Там физику вынесли выговор.
– За что? – возмутился он, – оборудования нового нет, педагоги такое творят – документы подтасовывают, а выговор мне?
– У вас доказательства, Юрий Алексеевич, имеются, если вы такое утверждаете, – Парировала по -деловому директор.
– Да это ж все, весь коллектив видит. Я и предположить не мог, что такое в стенах школы....
– Как бы не было, – перебила Людмила Михайловна физика, – мне скандалы в школе не нужны! И статью свою....
– Правдивую! – Вклинился физик.
– Мерзкую! – Кричала директор, – Уберите!
Юрий Алексеевич хотел что-то возразить, но Людмила Михайловна предупреждающе подняла руку:
– Ещё раз подобная выходка, Юрий Алексеевич, и я покажу вам на дверь! – Подвела она итог их беседы.
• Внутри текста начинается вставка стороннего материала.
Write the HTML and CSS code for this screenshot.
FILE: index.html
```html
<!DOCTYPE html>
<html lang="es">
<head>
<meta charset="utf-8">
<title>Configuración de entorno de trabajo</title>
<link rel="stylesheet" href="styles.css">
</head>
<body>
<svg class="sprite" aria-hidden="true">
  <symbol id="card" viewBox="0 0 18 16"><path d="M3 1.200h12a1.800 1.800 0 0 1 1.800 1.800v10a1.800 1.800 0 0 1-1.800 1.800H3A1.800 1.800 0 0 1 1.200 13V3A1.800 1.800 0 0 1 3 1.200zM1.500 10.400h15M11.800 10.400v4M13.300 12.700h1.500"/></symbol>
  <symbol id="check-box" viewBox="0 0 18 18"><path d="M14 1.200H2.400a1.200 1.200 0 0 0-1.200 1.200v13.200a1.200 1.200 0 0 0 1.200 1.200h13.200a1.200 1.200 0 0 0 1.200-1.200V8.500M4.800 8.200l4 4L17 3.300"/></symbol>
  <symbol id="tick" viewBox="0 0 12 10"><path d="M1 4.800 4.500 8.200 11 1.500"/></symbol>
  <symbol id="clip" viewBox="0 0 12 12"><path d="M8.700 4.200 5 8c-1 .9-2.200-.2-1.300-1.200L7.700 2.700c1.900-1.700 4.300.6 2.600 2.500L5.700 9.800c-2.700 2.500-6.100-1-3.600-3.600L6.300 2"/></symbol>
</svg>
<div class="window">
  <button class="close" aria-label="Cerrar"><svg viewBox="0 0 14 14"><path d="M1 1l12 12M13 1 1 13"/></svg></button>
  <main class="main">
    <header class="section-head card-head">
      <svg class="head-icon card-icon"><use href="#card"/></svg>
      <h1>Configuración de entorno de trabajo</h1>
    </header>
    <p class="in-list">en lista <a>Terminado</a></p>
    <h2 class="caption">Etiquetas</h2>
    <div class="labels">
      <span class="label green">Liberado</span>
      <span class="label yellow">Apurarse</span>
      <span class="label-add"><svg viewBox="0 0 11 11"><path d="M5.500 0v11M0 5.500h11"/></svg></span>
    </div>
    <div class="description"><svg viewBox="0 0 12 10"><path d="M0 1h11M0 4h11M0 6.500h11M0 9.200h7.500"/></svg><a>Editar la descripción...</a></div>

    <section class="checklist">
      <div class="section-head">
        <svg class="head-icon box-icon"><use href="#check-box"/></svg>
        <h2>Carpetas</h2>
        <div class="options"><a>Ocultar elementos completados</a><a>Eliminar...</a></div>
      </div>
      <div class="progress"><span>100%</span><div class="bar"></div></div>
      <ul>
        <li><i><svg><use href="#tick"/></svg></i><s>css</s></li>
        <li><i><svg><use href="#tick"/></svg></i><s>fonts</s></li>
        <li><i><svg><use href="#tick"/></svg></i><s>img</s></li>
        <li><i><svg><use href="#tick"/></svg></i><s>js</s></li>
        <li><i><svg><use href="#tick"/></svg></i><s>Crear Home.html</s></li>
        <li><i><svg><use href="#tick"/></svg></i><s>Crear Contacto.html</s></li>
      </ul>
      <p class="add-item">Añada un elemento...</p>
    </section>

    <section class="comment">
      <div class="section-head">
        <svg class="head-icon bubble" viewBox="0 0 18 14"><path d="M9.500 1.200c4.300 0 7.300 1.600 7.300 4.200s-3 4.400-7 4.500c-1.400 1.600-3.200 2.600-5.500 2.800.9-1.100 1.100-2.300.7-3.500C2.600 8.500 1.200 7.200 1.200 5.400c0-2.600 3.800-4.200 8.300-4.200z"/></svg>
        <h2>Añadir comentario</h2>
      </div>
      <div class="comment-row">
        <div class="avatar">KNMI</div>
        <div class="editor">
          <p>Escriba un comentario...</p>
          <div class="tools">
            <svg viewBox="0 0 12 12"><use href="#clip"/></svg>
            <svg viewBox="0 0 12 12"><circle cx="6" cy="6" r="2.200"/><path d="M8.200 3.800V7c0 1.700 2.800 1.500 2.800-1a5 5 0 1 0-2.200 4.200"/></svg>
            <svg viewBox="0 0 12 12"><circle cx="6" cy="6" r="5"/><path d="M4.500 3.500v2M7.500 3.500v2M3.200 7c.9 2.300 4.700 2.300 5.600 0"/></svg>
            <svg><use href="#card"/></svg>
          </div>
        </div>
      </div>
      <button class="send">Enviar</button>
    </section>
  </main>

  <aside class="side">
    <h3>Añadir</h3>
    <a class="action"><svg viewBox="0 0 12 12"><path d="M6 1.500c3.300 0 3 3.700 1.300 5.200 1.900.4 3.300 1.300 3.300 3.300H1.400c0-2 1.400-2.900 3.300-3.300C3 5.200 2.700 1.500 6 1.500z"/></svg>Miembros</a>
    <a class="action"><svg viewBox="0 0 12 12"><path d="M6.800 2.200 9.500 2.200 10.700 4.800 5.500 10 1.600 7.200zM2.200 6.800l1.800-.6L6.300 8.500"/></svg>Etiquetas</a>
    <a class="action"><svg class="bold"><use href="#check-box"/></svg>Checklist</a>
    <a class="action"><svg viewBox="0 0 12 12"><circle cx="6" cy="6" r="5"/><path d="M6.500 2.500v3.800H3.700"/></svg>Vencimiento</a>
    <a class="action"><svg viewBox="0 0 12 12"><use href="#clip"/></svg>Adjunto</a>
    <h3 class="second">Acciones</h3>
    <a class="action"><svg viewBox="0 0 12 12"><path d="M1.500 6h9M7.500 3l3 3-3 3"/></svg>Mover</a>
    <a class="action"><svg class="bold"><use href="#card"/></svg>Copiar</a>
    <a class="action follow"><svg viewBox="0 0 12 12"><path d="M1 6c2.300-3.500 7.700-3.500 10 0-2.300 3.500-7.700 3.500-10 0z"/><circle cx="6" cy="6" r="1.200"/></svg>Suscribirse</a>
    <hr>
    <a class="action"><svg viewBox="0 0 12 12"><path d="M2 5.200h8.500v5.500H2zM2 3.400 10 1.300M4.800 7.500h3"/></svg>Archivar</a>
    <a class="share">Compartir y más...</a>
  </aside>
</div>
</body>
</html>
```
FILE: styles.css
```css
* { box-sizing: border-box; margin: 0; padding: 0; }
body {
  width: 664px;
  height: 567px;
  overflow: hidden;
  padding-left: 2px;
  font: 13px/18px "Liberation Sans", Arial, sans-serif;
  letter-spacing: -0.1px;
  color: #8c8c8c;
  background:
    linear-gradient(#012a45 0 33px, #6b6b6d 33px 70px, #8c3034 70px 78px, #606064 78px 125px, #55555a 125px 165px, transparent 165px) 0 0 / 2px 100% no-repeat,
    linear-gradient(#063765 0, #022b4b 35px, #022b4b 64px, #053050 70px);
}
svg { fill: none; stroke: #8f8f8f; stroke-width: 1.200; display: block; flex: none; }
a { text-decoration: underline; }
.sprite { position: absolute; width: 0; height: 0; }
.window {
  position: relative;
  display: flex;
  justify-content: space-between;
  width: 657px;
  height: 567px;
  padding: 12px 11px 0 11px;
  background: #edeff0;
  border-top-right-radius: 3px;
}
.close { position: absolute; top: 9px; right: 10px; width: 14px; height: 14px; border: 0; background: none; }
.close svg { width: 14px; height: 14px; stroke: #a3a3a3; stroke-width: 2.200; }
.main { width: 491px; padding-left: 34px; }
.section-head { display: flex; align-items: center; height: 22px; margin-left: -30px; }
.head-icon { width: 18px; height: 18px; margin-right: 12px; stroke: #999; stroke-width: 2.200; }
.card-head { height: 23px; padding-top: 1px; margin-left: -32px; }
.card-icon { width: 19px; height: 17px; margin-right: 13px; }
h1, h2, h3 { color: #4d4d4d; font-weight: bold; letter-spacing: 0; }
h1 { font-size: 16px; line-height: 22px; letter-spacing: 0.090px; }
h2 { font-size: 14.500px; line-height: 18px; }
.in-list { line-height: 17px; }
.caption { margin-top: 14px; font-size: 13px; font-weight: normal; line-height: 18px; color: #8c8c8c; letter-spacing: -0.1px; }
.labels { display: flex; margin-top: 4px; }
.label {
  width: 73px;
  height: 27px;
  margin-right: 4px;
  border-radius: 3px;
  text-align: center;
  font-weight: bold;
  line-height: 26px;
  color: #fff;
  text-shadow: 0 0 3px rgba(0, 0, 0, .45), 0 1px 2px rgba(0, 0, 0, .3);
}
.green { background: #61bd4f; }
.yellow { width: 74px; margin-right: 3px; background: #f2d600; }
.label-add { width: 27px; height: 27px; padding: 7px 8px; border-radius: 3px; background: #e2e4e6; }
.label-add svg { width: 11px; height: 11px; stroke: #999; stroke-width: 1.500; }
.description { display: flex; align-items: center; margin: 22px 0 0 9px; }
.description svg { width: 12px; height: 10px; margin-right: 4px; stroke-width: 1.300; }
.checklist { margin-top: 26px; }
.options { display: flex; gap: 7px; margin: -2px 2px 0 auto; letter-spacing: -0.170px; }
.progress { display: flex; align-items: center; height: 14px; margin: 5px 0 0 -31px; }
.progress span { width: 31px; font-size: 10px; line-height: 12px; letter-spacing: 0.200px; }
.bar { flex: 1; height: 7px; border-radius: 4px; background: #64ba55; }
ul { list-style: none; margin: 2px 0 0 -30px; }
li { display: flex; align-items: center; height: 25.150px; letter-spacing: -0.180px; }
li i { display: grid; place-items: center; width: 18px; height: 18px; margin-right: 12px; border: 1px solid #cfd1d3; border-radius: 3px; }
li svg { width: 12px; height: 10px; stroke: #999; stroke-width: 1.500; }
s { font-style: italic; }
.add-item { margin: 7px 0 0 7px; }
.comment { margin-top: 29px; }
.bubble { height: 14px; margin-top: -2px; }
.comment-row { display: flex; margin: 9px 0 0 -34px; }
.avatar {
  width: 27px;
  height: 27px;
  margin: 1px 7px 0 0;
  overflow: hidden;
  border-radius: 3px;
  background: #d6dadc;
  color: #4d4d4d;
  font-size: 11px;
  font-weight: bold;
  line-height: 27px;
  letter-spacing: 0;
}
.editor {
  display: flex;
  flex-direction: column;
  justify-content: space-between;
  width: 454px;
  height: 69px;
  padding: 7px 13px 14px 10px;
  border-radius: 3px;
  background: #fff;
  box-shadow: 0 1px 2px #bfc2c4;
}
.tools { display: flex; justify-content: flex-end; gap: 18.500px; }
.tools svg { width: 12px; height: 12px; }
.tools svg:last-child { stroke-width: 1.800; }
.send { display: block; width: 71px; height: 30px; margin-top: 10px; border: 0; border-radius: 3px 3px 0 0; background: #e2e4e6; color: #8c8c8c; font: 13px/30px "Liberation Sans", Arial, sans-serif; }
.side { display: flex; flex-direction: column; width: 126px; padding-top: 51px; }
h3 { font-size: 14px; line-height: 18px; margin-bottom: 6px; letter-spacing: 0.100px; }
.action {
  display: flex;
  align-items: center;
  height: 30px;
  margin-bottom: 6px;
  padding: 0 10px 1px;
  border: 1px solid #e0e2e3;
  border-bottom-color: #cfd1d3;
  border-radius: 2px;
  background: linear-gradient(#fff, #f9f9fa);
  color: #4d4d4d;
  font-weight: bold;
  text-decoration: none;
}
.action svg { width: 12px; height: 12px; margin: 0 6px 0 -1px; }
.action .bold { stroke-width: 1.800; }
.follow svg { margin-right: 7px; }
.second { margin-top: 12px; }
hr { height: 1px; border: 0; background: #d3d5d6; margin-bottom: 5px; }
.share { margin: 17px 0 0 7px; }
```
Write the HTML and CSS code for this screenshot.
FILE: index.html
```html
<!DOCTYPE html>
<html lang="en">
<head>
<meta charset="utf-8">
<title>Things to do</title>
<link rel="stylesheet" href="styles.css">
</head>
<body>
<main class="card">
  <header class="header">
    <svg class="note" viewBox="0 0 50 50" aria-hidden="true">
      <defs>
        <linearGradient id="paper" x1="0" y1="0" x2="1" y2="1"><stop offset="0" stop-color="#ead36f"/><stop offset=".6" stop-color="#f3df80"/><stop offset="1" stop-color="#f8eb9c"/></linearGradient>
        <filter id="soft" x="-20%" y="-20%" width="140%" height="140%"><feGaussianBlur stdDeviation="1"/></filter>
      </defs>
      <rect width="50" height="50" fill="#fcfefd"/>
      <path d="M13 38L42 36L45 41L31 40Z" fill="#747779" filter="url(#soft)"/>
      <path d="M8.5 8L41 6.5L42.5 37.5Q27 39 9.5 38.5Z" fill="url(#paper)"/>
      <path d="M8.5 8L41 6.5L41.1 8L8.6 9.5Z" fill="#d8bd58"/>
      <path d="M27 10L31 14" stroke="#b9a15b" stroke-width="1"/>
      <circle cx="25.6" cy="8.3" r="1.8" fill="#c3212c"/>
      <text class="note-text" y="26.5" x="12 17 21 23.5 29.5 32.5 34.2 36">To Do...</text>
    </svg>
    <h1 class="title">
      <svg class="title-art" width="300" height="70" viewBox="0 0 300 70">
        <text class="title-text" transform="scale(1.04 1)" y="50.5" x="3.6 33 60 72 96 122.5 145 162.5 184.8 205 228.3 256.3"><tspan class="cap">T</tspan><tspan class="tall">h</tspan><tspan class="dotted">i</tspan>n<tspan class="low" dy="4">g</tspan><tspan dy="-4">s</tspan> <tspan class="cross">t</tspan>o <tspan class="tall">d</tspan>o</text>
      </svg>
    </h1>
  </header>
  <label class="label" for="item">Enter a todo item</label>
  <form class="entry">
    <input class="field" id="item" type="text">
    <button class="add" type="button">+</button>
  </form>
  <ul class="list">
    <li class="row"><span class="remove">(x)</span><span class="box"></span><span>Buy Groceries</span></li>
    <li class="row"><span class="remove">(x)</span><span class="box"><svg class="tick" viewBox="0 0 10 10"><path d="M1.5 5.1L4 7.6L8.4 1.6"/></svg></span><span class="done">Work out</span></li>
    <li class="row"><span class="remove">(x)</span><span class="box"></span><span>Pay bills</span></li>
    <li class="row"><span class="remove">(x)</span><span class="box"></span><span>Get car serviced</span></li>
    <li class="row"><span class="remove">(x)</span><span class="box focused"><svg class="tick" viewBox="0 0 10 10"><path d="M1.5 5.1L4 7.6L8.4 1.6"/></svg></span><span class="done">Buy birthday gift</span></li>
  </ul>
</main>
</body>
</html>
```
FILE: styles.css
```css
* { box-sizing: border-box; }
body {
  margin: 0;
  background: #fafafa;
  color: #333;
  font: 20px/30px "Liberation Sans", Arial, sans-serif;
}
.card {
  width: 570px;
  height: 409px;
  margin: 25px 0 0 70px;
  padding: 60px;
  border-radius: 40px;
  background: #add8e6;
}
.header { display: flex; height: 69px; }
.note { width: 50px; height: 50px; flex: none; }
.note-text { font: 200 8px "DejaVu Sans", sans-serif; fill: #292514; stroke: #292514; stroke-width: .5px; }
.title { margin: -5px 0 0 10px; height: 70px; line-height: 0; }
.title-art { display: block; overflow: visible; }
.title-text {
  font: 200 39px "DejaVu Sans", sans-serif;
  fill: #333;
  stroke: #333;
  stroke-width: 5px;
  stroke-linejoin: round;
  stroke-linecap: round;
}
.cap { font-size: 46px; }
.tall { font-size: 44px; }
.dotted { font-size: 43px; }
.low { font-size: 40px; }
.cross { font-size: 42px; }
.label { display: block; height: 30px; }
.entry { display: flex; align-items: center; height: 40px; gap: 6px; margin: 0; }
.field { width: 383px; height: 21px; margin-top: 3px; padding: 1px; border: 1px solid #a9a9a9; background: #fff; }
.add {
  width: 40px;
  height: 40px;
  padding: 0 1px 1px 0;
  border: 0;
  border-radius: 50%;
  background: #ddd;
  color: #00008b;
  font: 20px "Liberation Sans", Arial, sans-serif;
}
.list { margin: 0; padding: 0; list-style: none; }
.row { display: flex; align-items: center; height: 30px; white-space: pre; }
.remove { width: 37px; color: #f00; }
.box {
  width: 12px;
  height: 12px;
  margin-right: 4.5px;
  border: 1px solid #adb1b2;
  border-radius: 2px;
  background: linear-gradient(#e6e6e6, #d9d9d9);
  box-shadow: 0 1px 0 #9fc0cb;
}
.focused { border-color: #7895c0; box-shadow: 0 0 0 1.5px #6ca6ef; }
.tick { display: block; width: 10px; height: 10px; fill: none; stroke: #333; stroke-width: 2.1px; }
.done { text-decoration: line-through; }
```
Людмила Михайловна руководила этой школой уже более двадцати лет и постепенно, сама того не замечая, скатывалась к маразматизму в работе. Действительно скандалы она не любила, иные точки зрения не принимала, и всё, что не касалось введённых ей в школе инноваций, обсуждать и тратить на это время не желала. Родители её недолюбливали за то, что на все её внедрённые инновации им приходилось выкладывать денежку; вроде и трактовалось всё, как бесплатное, а по сути-то приходилось мамам и папам раскрывать кошельки. А, соответственно, выкладывая такие суммы, родители и с детей начинали требовать больше – побед, медалей; детские дополнительные занятия и увлечения перерастали в престижные школьные проекты и своей громоздкостью и вниманием к ним стирали интерес самих детей. Поэтому незаметно «школьные годы чудесные» превращались в гонку и пытку.
– У нас сейчас настоящая блокада души от всего доброго, хорошего, бескорыстного; это хуже, чем даже та ленинградская. Эту, наверное, мы не переживем», – говорил Юрий Алексеевич матери.